The last 30 years or so have seen a huge move towards small businesses being carried on through limited companies, but farming continues to be largely undertaken through the medium of a partnership. Partnerships continue to be governed by the 1890 Partnership Act which, whilst it may seem somewhat antiquated, has actually stood the test of time surprisingly well considering how business has evolved in the last 125 years.
The year 2000 saw the introduction of limited liability partnerships (LLPs) and professional partnerships and investment and property development conglomerates quickly took to this structure. According to HMRC, so too did those partial to engaging in tax avoidance activities, the now infamous film partnerships leading the charge.
Since the introduction of LLPs the government has introduced wave after wave of anti avoidance legislation, closing perceived loopholes in a series of knee-jerk reactions. This has compounded a problem which already existed, being that partnerships are largely tax transparent (a partnership not incurring tax charges, but rather the underlying partners being personally taxed on the transactions of the partnership). As a by-product of this, the legislation dealing with the taxation of partnerships is sprinkled across the whole of our tax code with little consolidation having taken place, and with little of the tax law having been written specifically with partnerships in mind. They are, in tax terms at least, an afterthought to legislation written for individuals or companies.

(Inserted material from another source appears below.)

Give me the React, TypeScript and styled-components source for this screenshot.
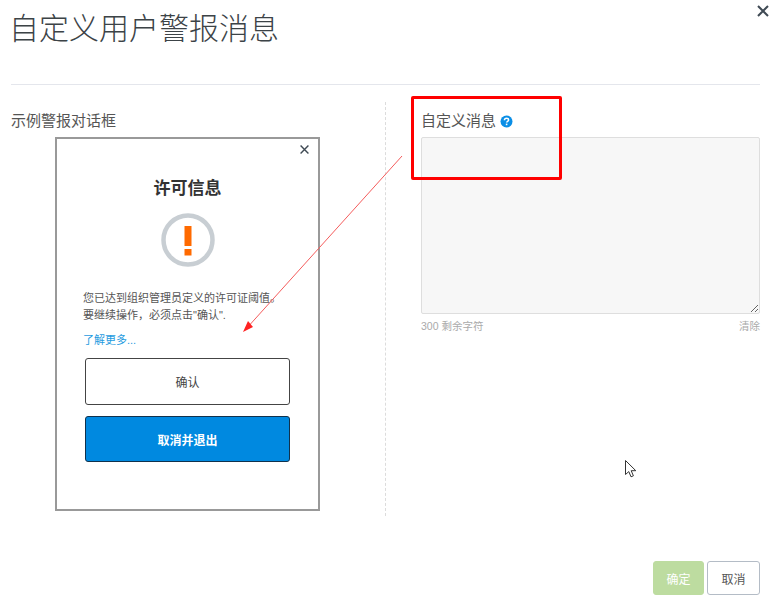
import React from "react";
import styled, { createGlobalStyle } from "styled-components";

const Global = createGlobalStyle`
  html, body { margin: 0; padding: 0; background: #fff; }
  body { font-family: "Liberation Sans", "Noto Sans CJK SC", sans-serif; color: #444; }
`;

const Page = styled.div`
  position: relative;
  width: 775px;
  height: 600px;
  overflow: hidden;
  box-sizing: border-box;
  padding: 0 15px 0 11px;
  background: #fff;
`;

const Header = styled.header`
  height: 85px;
  box-sizing: border-box;
  padding-top: 9px;
  border-bottom: 1px solid #e4e6ec;
`;

const Title = styled.h1`
  margin: 0 0 0 -2px;
  font-size: 30px;
  line-height: 40px;
  font-weight: 300;
  color: #3c4347;
`;

const CloseBtn = styled.button`
  position: absolute;
  top: 4px;
  right: 5px;
  width: 14px;
  height: 14px;
  padding: 0;
  border: 0;
  background: none;
  display: flex;
`;

const Body = styled.div`
  display: flex;
  height: 414px;
  margin-top: 17px;
`;

const LeftCol = styled.section`
  width: 374px;
  border-right: 1px dashed #dcdcdc;
  padding-top: 10px;
`;

const RightCol = styled.section`
  flex: 1;
  padding: 10px 0 0 35px;
`;

const Label = styled.div`
  display: flex;
  align-items: center;
  gap: 4px;
  height: 18px;
  font-size: 15px;
  line-height: 18px;
  color: #555;
`;

const Sample = styled.div`
  position: relative;
  box-sizing: border-box;
  width: 265px;
  height: 374px;
  margin: 7px 0 0 44px;
  border: 2px solid #999;
  padding: 0 28px;
  background: #fff;
`;

const SampleClose = styled.span`
  position: absolute;
  top: 5px;
  right: 8px;
  display: flex;
`;

const SampleTitle = styled.h2`
  margin: 0;
  padding-top: 40px;
  font-size: 17px;
  line-height: 20px;
  font-weight: 700;
  text-align: center;
  color: #333;
`;

const WarnWrap = styled.div`
  display: flex;
  justify-content: center;
  margin-top: 14px;
`;

const Message = styled.p`
  margin: 23px 0 0 -2px;
  font-size: 11px;
  line-height: 17px;
  color: #555;
  white-space: nowrap;
`;

const MoreLink = styled.a`
  display: block;
  margin: 8px 0 0 -2px;
  font-size: 11px;
  line-height: 16px;
  color: #1f9be0;
`;

const SampleBtn = styled.button<{ $primary?: boolean }>`
  display: block;
  box-sizing: border-box;
  width: 205px;
  height: ${(p) => (p.$primary ? 46 : 47)}px;
  margin-top: ${(p) => (p.$primary ? 11 : 10)}px;
  border: 1px solid ${(p) => (p.$primary ? "#10324d" : "#444")};
  border-radius: 3px;
  background: ${(p) => (p.$primary ? "#0089e0" : "#fff")};
  color: ${(p) => (p.$primary ? "#fff" : "#444")};
  font: inherit;
  font-size: 12px;
  font-weight: ${(p) => (p.$primary ? 700 : 400)};
`;

const HelpDot = styled.span`
  display: flex;
`;

const MessageBox = styled.textarea`
  display: block;
  box-sizing: border-box;
  width: 339px;
  height: 177px;
  margin: 7px 0 0;
  border: 1px solid #dedede;
  border-radius: 2px;
  background: #f7f7f7;
  outline: none;
`;

const MetaRow = styled.div`
  display: flex;
  justify-content: space-between;
  width: 339px;
  margin-top: 5px;
  font-size: 10.5px;
  line-height: 14px;
  color: #aaa;
`;

const Footer = styled.footer`
  display: flex;
  justify-content: flex-end;
  gap: 3px;
  margin-top: 45px;
`;

const FootBtn = styled.button<{ $ok?: boolean }>`
  box-sizing: border-box;
  width: ${(p) => (p.$ok ? 51 : 53)}px;
  height: 34px;
  border: 1px solid ${(p) => (p.$ok ? "#bddca0" : "#b4bcc6")};
  border-radius: 3px;
  background: ${(p) => (p.$ok ? "#bddca0" : "#fff")};
  color: ${(p) => (p.$ok ? "#fff" : "#555")};
  font: inherit;
  font-size: 12px;
  padding: 0;
`;

const RedBox = styled.div`
  position: absolute;
  left: 411px;
  top: 96px;
  box-sizing: border-box;
  width: 151px;
  height: 84px;
  border: 3px solid #f00;
  border-radius: 2px;
`;

const Arrow = styled.svg`
  position: absolute;
  left: 0;
  top: 0;
  pointer-events: none;
`;

const Cursor = styled.svg`
  position: absolute;
  left: 624px;
  top: 459px;
`;

const Cross = ({ size, width }: { size: number; width: number }) => (
  <svg width={size} height={size} viewBox="0 0 14 14">
    <path d="M2 2L12 12M12 2L2 12" stroke="#3f4a54" strokeWidth={width} fill="none" />
  </svg>
);

export default function App() {
  return (
    <Page>
      <Global />
      <Header>
        <Title>自定义用户警报消息</Title>
      </Header>
      <CloseBtn>
        <Cross size={14} width={2} />
      </CloseBtn>
      <Body>
        <LeftCol>
          <Label>示例警报对话框</Label>
          <Sample>
            <SampleClose>
              <Cross size={11} width={1.8} />
            </SampleClose>
            <SampleTitle>许可信息</SampleTitle>
            <WarnWrap>
              <svg width="54" height="54" viewBox="0 0 54 54">
                <circle cx="27" cy="27" r="24.5" fill="none" stroke="#c8ced3" strokeWidth="4.5" />
                <rect x="23.5" y="13" width="7" height="20" fill="#ff6a00" />
                <rect x="23.5" y="36" width="7" height="6.5" fill="#ff6a00" />
              </svg>
            </WarnWrap>
            <Message>
              您已达到组织管理员定义的许可证阈值。
              <br />
              要继续操作，必须点击"确认".
            </Message>
            <MoreLink>了解更多...</MoreLink>
            <SampleBtn>确认</SampleBtn>
            <SampleBtn $primary>取消并退出</SampleBtn>
          </Sample>
        </LeftCol>
        <RightCol>
          <Label>
            自定义消息
            <HelpDot>
              <svg width="13" height="13" viewBox="0 0 13 13">
                <circle cx="6.5" cy="6.5" r="6" fill="#0a8ee6" />
                <path d="M4.4 5.2C4.5 3.9 5.4 3.3 6.5 3.3C7.7 3.3 8.6 4 8.6 5C8.6 6.3 6.6 6.3 6.6 7.6" fill="none" stroke="#fff" strokeWidth="1.5" />
                <rect x="5.8" y="8.6" width="1.6" height="1.6" fill="#fff" />
              </svg>
            </HelpDot>
          </Label>
          <MessageBox readOnly />
          <MetaRow>
            <span>300 剩余字符</span>
            <span>清除</span>
          </MetaRow>
        </RightCol>
      </Body>
      <Footer>
        <FootBtn $ok>确定</FootBtn>
        <FootBtn>取消</FootBtn>
      </Footer>
      <RedBox />
      <Arrow width="775" height="600" viewBox="0 0 775 600">
        <path d="M402 156L246 329" stroke="#f45c5c" strokeWidth="1" fill="none" />
        <path d="M243 332L248 321L253 327Z" fill="#f22" />
      </Arrow>
      <Cursor width="14" height="20" viewBox="0 0 14 20">
        <path d="M1.5 1.5V15.5L4.8 12.6L7 17.8L9.4 16.8L7.2 11.7H11.8Z" fill="#fff" stroke="#333" strokeWidth="1" strokeLinejoin="round" />
      </Cursor>
    </Page>
  );
}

The Office for Tax Simplification (OTS) has just published an interim review considering all facets of partnerships, and it contains much commendable content and many short, medium and long term suggestions which could improve the business and tax environment for partnerships considerably. We hope that much of the report is brought forward into law, but for now it falls to partners to make the best of the situation as it stands. This means they should never assume that a change in a partnership or a family transaction involving a partnership will be taxed in a logical fashion. A small amount of advice could save a large amount of unexpected tax.
The importance of having a written partnership agreement is a well discussed topic, yet whilst most would accept the commercial and family reasons why an agreement should exist, especially in an asset rich industry like farming, a surprising number of partnerships are carried on with only informal or verbal agreement.
The focus of any agreement should be on commercial arrangements, dispute and deadlock resolution and succession and estate planning for the business But here are a few tax considerations which a well written agreement should cover:
- A binding contract for sale – a badly written agreement could create a binding contract for sale (to the continuing partners, on death of a partner), jeopardising agricultural property relief (APR) and business property relief (BPR). For a landholding partnership the inheritance tax implications could be huge.
- Ownership of assets – APR and BPR may depend on where legal ownership of assets lies. Are they partnership property or the property of one or more of the partners? And who is occupying the property to carry on the farming business? Simply assuming that because land is farmed it will be free from inheritance tax could be an expensive mistake.
- Split of profits – in the absence of an agreement the Partnership Act applies a default presumption of an equal split between the partners. In dispute, either between the partners or with HMRC, a written agreement of the split will count for much more than a verbal agreement.